On the other hand, AMs who get upset have issues of their own. For example, I was walking with a WM colleague of mine after lunch when we encountered three Asian males heading toward us. They might have been gangster types. I wasn't sure. They were verbally abusive and I felt physically threatened. I couldn't understand what they were saying but there was no mistaking their hostile behavior and who it was directed towards: me. The AMs thought my co-worker was my boyfriend. They kept walking next to us and it seems like they were trying to shove me. My WM co-worker is 6'4 and muscular. If provoked, he could have easily and single-handedly beaten those three scrawny runts to a pulp. Due to the crowds, he didn't notice what was happening. I didn't want to ruin a pleasant walk in great weather so I didn't say anything.
On another occasion several years ago, I was in a hotel lobby with one of several Asian friends on vacation. My AF friend and I were targets of a group of AMs who rushed passed by us and called us whores because we happened to be talking to a WM about the various sights to see. He was merely a helpful stranger with whom we struck up a conversation. Those AMs came by so close I thought they were going to knock my friend down. The AMs all had fat faces, and were wearing muscle tank tops. Their clothing was absurd since they were 5'4 or shorter and were ridiculously muscle bound and squat. I bring up their physical description to point out that these little busters (or meatballs as the AMs in my group later called them) should look to themselves and their inferiority complexes before judging others.

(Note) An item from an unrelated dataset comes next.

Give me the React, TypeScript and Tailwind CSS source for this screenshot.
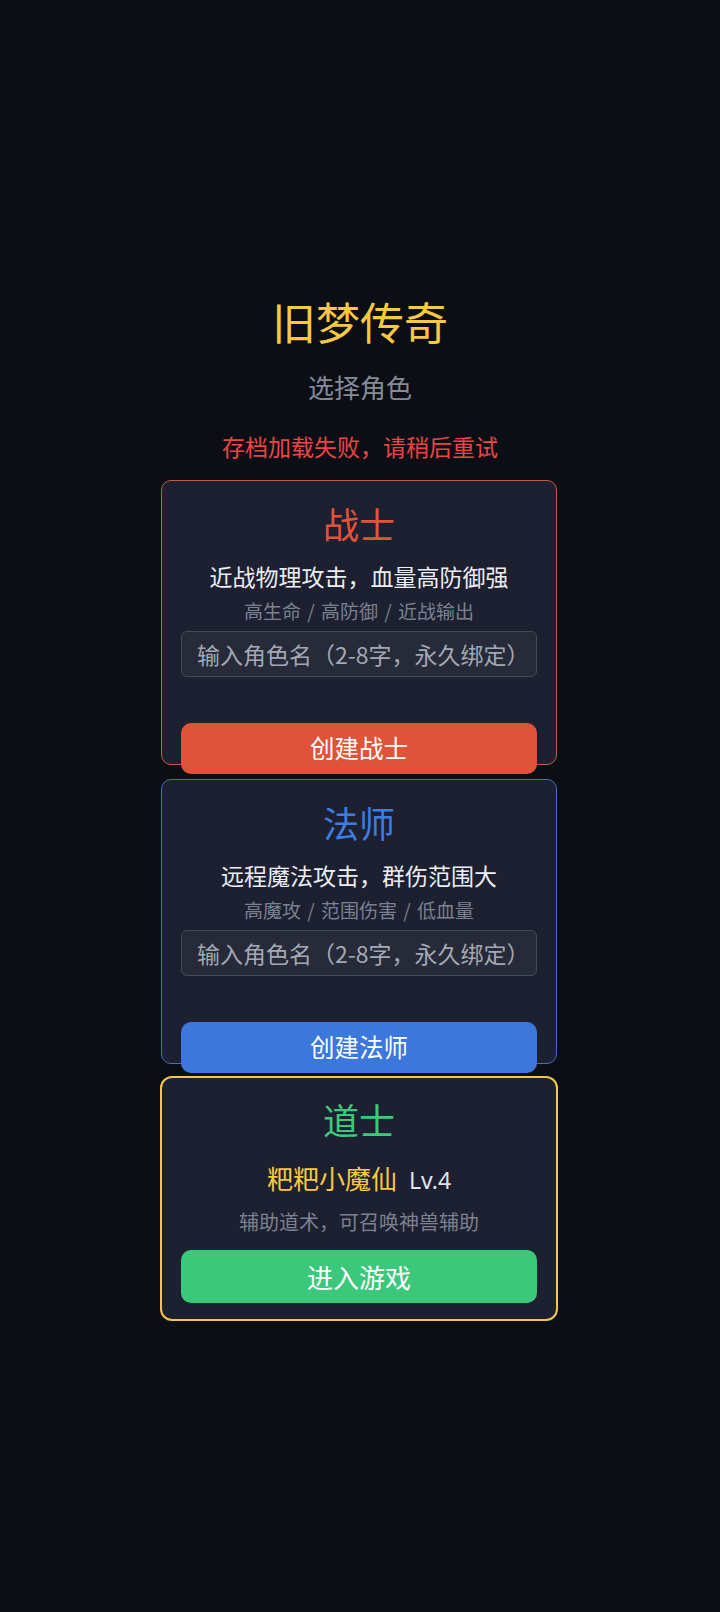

I witnessed the same type of hostility towards an AF while I was sitting in a mall food court. Some AMs were making fun of an AF who was with a WM at a table a couple of rows down. They were saying how ugly she was. The irony was that she was pretty and the AMs quite unattractive (to put it mildly) and their weird chortling sounds made them look worse. Anyway, I saw her hug the WM goodbye. The heckling got louder and more hostile. I guess the WM's handsome looks and physique made them even more jealous. Seconds later, an AM arrived with a baby in a stroller and a toddler in tow. He shook hands with the departing WM and joined the AF who picked up the baby. The AM was her husband. The AMs bothering the AF suddenly grew quiet and just stared (possibly in shame)?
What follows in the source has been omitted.